#067bookkeeping fundamentals

General Ledger

Definition

The general ledger (GL) is the master record of all financial transactions in a business, organized by account. Every transaction — income, expense, asset purchase, liability — is recorded in the GL using double-entry accounting (every debit has an equal credit). The GL is the source of truth from which all financial reports (P&L, balance sheet, etc.) are generated.

Why It Matters

Without a general ledger, you have a pile of transactions with no structure. The GL organizes everything into accounts (revenue, COGS, expenses, assets, liabilities) so reports make sense. For contractors, the GL should be organized to support job costing, not just generic bookkeeping. A well-structured GL with the right chart of accounts makes tax time, bank loans, and bonding applications dramatically easier.

Field Example

A contractor pays $3,000 for lumber. In the GL, this is recorded as: Debit "Direct Materials - COGS" $3,000 / Credit "Bank Checking" $3,000. When the contractor bills the client $5,000 for the completed work: Debit "Accounts Receivable" $5,000 / Credit "Revenue" $5,000. The GL captures both sides of each transaction.
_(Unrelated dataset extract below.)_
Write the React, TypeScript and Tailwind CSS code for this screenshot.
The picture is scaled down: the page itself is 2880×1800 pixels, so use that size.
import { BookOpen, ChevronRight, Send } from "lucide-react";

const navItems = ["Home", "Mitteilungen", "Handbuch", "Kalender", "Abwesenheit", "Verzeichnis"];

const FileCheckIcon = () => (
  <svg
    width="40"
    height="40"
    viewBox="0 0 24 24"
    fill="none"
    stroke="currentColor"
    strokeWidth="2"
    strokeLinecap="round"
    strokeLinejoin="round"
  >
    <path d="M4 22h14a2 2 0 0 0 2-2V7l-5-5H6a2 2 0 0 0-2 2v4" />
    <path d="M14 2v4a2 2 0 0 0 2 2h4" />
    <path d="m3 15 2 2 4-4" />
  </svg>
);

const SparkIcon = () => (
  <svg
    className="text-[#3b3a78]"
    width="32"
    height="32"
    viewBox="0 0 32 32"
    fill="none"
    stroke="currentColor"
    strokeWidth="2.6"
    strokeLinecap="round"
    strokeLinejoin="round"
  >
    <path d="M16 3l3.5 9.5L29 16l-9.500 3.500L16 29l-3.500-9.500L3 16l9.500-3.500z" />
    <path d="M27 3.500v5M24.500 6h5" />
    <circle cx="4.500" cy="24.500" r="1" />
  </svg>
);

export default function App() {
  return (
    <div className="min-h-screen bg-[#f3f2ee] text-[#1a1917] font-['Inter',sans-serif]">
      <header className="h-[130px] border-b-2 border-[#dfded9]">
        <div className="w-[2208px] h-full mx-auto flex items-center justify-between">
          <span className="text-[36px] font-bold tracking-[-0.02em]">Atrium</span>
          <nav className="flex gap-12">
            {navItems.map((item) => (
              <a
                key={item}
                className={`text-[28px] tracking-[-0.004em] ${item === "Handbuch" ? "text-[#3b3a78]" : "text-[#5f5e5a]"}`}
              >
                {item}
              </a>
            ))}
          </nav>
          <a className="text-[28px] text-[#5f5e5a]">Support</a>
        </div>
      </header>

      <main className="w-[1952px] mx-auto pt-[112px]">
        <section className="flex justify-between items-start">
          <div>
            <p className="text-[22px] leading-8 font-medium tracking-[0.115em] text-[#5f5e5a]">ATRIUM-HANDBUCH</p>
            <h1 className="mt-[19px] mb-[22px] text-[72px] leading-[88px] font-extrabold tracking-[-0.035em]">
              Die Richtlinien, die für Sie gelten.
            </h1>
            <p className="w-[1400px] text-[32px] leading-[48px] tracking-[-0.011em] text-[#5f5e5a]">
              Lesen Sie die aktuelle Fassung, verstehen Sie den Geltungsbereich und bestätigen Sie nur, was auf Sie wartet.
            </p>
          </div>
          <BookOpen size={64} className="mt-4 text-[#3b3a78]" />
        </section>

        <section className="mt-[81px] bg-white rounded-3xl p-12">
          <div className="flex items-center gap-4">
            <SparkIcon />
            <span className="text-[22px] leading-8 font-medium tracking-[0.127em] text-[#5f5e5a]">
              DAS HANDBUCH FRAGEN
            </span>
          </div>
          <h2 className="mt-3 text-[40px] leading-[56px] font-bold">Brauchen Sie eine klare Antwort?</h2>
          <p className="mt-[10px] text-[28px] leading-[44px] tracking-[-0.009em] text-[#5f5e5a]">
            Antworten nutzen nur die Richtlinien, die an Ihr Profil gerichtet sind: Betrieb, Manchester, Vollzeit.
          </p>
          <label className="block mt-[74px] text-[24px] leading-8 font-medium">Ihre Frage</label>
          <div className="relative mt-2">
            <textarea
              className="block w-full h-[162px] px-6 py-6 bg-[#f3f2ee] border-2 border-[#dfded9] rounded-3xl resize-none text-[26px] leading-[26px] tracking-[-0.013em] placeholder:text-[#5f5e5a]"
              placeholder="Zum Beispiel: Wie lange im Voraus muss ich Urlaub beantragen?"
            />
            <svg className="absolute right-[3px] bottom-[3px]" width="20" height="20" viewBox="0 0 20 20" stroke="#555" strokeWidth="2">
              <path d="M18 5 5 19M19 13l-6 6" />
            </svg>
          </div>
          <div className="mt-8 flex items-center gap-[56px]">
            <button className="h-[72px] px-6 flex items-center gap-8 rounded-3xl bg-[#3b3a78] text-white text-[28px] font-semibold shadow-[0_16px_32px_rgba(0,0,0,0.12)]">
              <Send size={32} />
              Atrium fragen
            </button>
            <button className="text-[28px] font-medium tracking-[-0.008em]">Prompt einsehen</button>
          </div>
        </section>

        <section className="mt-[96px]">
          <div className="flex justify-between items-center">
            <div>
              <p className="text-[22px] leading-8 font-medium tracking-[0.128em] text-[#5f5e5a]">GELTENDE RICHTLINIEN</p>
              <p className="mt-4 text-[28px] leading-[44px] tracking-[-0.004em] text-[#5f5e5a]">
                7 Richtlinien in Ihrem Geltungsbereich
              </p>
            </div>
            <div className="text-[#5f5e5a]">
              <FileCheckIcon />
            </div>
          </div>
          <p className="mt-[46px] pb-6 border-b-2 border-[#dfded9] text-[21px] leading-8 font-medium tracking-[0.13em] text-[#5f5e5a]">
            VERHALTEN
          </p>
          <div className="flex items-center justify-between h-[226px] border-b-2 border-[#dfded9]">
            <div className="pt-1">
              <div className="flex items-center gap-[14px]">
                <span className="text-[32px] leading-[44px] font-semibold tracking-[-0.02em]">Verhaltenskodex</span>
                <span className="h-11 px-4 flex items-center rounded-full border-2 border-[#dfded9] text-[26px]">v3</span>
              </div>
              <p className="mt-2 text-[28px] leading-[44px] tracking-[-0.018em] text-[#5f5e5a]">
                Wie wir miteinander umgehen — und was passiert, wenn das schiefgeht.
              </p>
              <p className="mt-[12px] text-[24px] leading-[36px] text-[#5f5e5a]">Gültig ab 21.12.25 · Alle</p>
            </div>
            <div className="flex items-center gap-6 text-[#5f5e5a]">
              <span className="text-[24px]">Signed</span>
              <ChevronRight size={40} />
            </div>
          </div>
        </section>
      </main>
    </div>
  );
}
Calculation / Formula (if applicable)

Double-Entry Rule: Every transaction has equal Debits and Credits

Assets = Liabilities + Equity (the accounting equation; always holds true)

Software Application

The GL runs in the background of all bookkeeping. Users interact with it through transactions, invoices, and bills — not by editing the GL directly. Allow GL export for accountant review. Support chart of accounts customization to match the contractor's business structure.

Tooltip Version

The general ledger is the master record of every financial transaction, organized by account. It's the foundation of all financial reports — you don't edit it directly, but everything flows through it.